Ele ressaltou que a Aneel pode rever a proposta e estudar o aumento do prazo para efetivação do corte de energia devido à falta de pagamento prévio. “Agora, claro, não pode aumentar muito esse prazo senão diminuem os benefícios, porque aumentam os custos (…) Mas a Aneel vai analisar as sugestões e por isso estamos realizando essas audiências.”

Ele citou experiências de pré-pagamento em outros países como o Reino Unido, a África do Sul, a Colômbia e a Argentina. Segundo ele, nesses locais, os consumidores estão satisfeitos.
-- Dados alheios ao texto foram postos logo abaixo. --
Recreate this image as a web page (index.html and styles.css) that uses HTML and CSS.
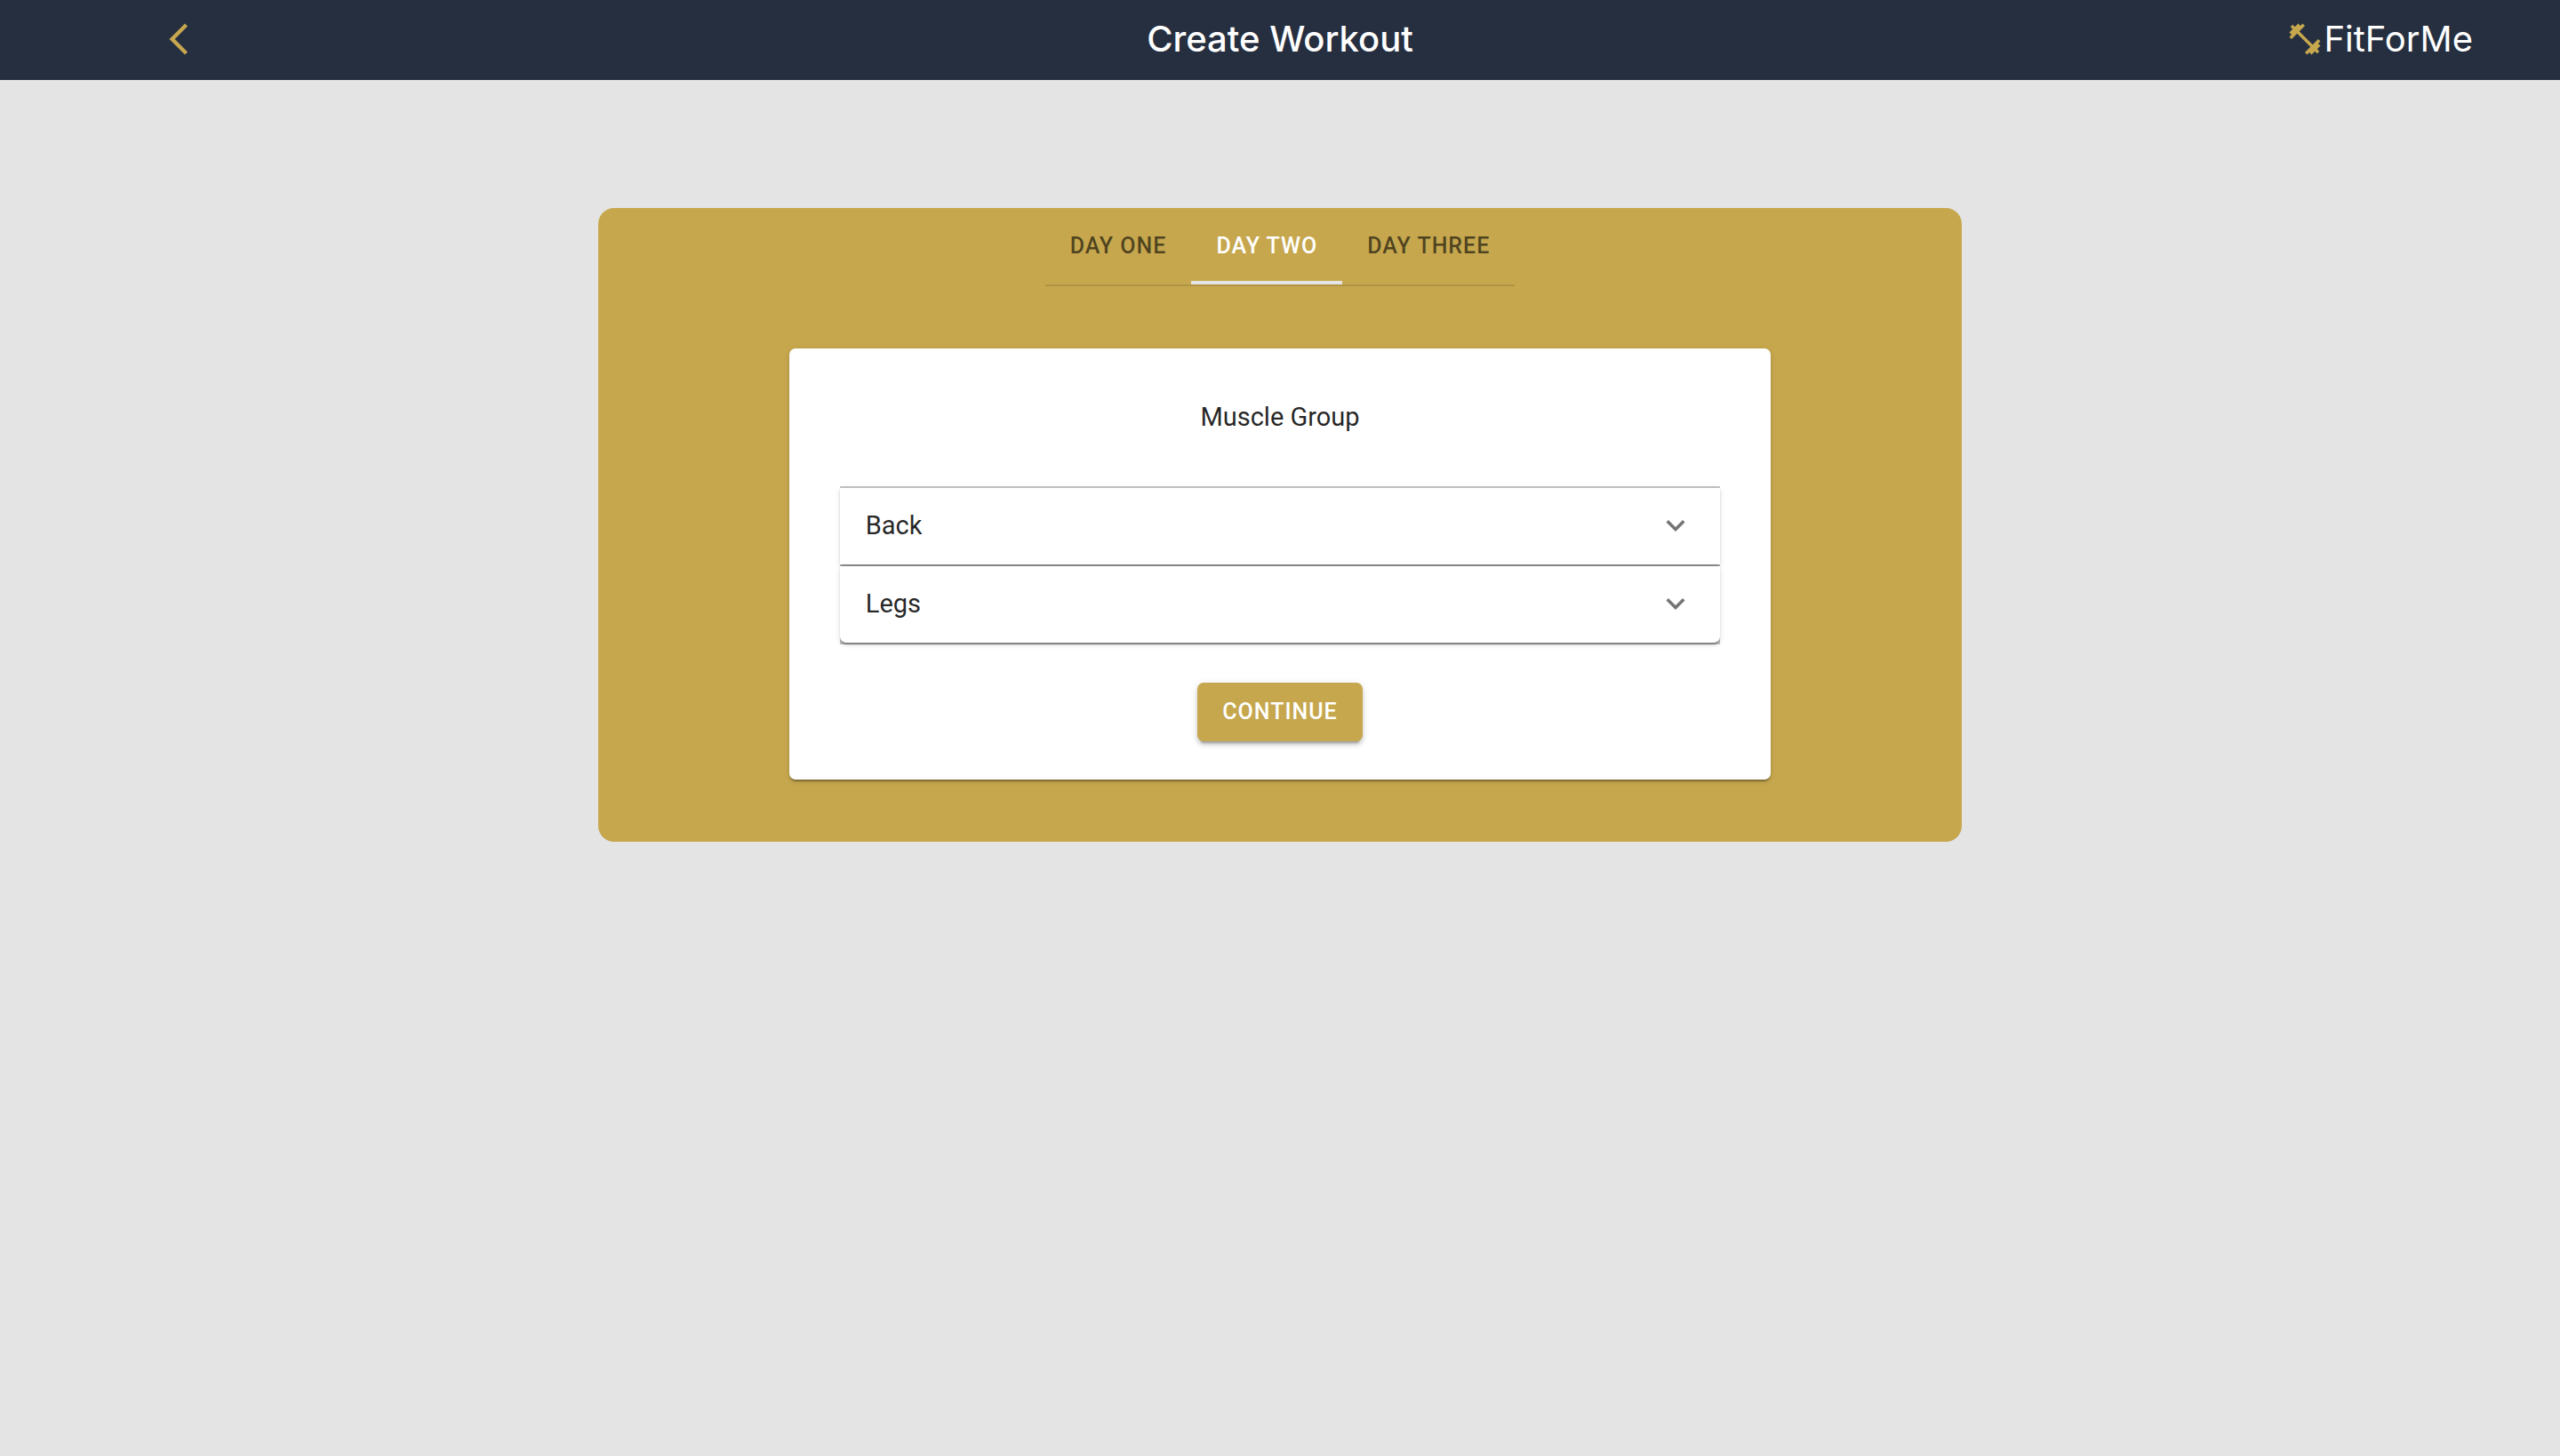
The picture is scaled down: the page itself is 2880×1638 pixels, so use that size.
FILE: index.html
```html
<!DOCTYPE html>
<html lang="en">
<head>
<meta charset="utf-8">
<meta name="viewport" content="width=device-width, initial-scale=1">
<title>Create Workout - FitForMe</title>
<link rel="stylesheet" href="styles.css">
</head>
<body>
<header class="app-bar">
  <a class="back" href="#" aria-label="Back">
    <svg class="icon" viewBox="0 0 24 24" aria-hidden="true"><path d="M17.77 3.77 16 2 6 12l10 10 1.77-1.77L9.54 12z"/></svg>
  </a>
  <h1 class="title">Create Workout</h1>
  <a class="brand" href="#">
    <svg class="icon" viewBox="0 0 24 24" aria-hidden="true"><path d="M20.57 14.86 22 13.43 20.57 12 17 15.57 8.43 7 12 3.43 10.57 2 9.14 3.43 7.71 2 5.57 4.14 4.14 2.71 2.71 4.14l1.43 1.43L2 7.71l1.43 1.43L2 10.57 3.43 12 7 8.43 15.57 17 12 20.57 13.43 22l1.43-1.43L16.29 22l2.14-2.14 1.43 1.43 1.43-1.43-1.43-1.43L22 16.29z"/></svg>
    <span class="brand-name">FitForMe</span>
  </a>
</header>
<main class="panel">
  <div class="tabs" role="tablist">
    <button class="tab" type="button" role="tab" aria-selected="false">DAY ONE</button>
    <button class="tab tab-active" type="button" role="tab" aria-selected="true">DAY TWO</button>
    <button class="tab" type="button" role="tab" aria-selected="false">DAY THREE</button>
  </div>
  <section class="card">
    <h2 class="card-title">Muscle Group</h2>
    <div class="accordion">
      <button class="accordion-item" type="button" aria-expanded="false">
        <span>Back</span>
        <svg class="icon" viewBox="0 0 24 24" aria-hidden="true"><path d="M16.59 8.59 12 13.17 7.41 8.59 6 10l6 6 6-6z"/></svg>
      </button>
      <button class="accordion-item" type="button" aria-expanded="false">
        <span>Legs</span>
        <svg class="icon" viewBox="0 0 24 24" aria-hidden="true"><path d="M16.59 8.59 12 13.17 7.41 8.59 6 10l6 6 6-6z"/></svg>
      </button>
    </div>
    <button class="continue" type="button">CONTINUE</button>
  </section>
</main>
</body>
</html>
```
FILE: styles.css
```css
* {
  box-sizing: border-box;
}

body {
  margin: 0;
  background: #e4e4e4;
  color: rgba(0, 0, 0, 0.87);
  font-family: Roboto, "Liberation Sans", sans-serif;
  font-size: 29px;
}

button {
  border: 0;
  font: inherit;
  color: inherit;
  cursor: pointer;
}

a {
  color: inherit;
  text-decoration: none;
}

.icon {
  display: block;
  flex: none;
  width: 42px;
  height: 42px;
  fill: currentColor;
}

.app-bar {
  display: grid;
  grid-template-columns: 1fr auto 1fr;
  align-items: center;
  height: 90px;
  padding: 0 98px 2px;
  background: #262f40;
  color: #fff;
  font-family: Inter, "Liberation Sans", sans-serif;
}

.back {
  justify-self: start;
  margin-left: 82px;
  color: #c6a74e;
}

.title {
  margin: 0;
  font-size: 40px;
  font-weight: 500;
  line-height: 52px;
}

.brand {
  display: flex;
  align-items: center;
  justify-self: end;
  color: #c6a74e;
}

.brand-name {
  color: #fff;
  font-size: 40px;
  font-weight: 400;
  line-height: 52px;
}

.panel {
  display: flex;
  flex-direction: column;
  align-items: center;
  gap: 70px;
  width: min(100%, 1534px);
  margin: 144px auto;
  padding-bottom: 70px;
  border-radius: 18px;
  background: #c6a74e;
}

.tabs {
  display: flex;
  border-bottom: 2px solid #b09445;
}

.tab {
  height: 86px;
  padding: 4px 28px 0;
  border-bottom: 4px solid transparent;
  background: none;
  color: rgba(0, 0, 0, 0.6);
  font-size: 25px;
  font-weight: 500;
  letter-spacing: 1px;
  line-height: 32px;
}

.tab-active {
  border-bottom-color: #e4e4e4;
  color: #fff;
}

.card {
  display: flex;
  flex-direction: column;
  align-items: center;
  width: 72%;
  padding: 56px 57px 43px;
  border-radius: 7px;
  background: #fff;
  box-shadow: 0 4px 2px -2px rgba(0, 0, 0, 0.2), 0 2px 2px rgba(0, 0, 0, 0.14), 0 2px 6px rgba(0, 0, 0, 0.12);
}

.card-title {
  margin: 0 0 57px;
  font-size: 29px;
  font-weight: 400;
  line-height: 42px;
}

.accordion {
  display: flex;
  flex-direction: column;
  gap: 2px;
  align-self: stretch;
  margin-bottom: 43px;
  padding: 2px 0;
  background: #c2c2c2;
}

.accordion-item {
  display: flex;
  align-items: center;
  justify-content: space-between;
  height: 86px;
  padding: 0 29px 2px;
  background: #fff;
  line-height: 42px;
  box-shadow: 0 4px 2px -2px rgba(0, 0, 0, 0.2), 0 2px 2px rgba(0, 0, 0, 0.14), 0 2px 6px rgba(0, 0, 0, 0.12);
}

.accordion-item:last-child {
  border-radius: 0 0 7px 7px;
}

.accordion-item .icon {
  color: #757575;
}

.continue {
  padding: 12px 28px;
  border-radius: 7px;
  background: #c6a74e;
  box-shadow: 0 6px 2px -4px rgba(0, 0, 0, 0.2), 0 4px 4px rgba(0, 0, 0, 0.14), 0 2px 10px rgba(0, 0, 0, 0.12);
  color: #fff;
  font-size: 25px;
  font-weight: 500;
  letter-spacing: 1px;
  line-height: 42px;
}
```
A representante do Procon-RJ Cláudia Henrique da Silva discordou do diretor da Aneel e disse que estudos recentes sobre esse modelo em outros países mostram que não houve redução da conta de energia para o consumidor médio. “Além de serem países com realidades e legislações bem diferentes da nossa, os estudos que fizemos sobre alguns desses lugares mostram que quem lucra [com o sistema pré-pago de energia elétrica] são as fábricas, comerciantes, indústrias. Nós, jamais. O consumidor em baixa escala não tem benefício nenhum.”

O presidente da Associação de Moradores de Vigário Geral, João Ricardo Serafim, defendeu maior fiscalização por parte das autoridades nos serviços prestados pelas concessionárias de energia elétrica. Para ele, a tecnologia deve ser aplicada para melhorar a condição de vida dos moradores e não aumentar lucros das empresas. “Precisamos ter parâmetros preliminares, como a questão dos impostos e de diferenciação de energia para o desenvolvimento social e não para ganhar dinheiro. Para os pequenos comerciantes, por exemplo, o valor cobrado não pode ser igual ao de um shopping”, declarou. “Essa é a discussão que temos que tratar aqui.”

Os benefícios para as concessionárias são, principalmente, o fim dos custos com inadimplência, impressão e entrega de fatura, suspensão e religamento da energia.

Essa foi a nona audiência pública realizada pela Aneel no país para tratar do tema. A última delas ocorre amanhã (20) em Cuiabá. Sugestões podem ser enviadas por e-mail (ap048_2012@aneel.gov.br), fax (61-2192-8839) ou correspondência (SGAN, Quadra 603, Módulo 1, Térreo, Protocolo Geral, CEP 70.830-030, Brasília-DF) até o dia 25 deste mês.

A expectativa da Aneel é que a regulamentação do novo modelo de pagamento de energia elétrica seja publicada no início de 2013.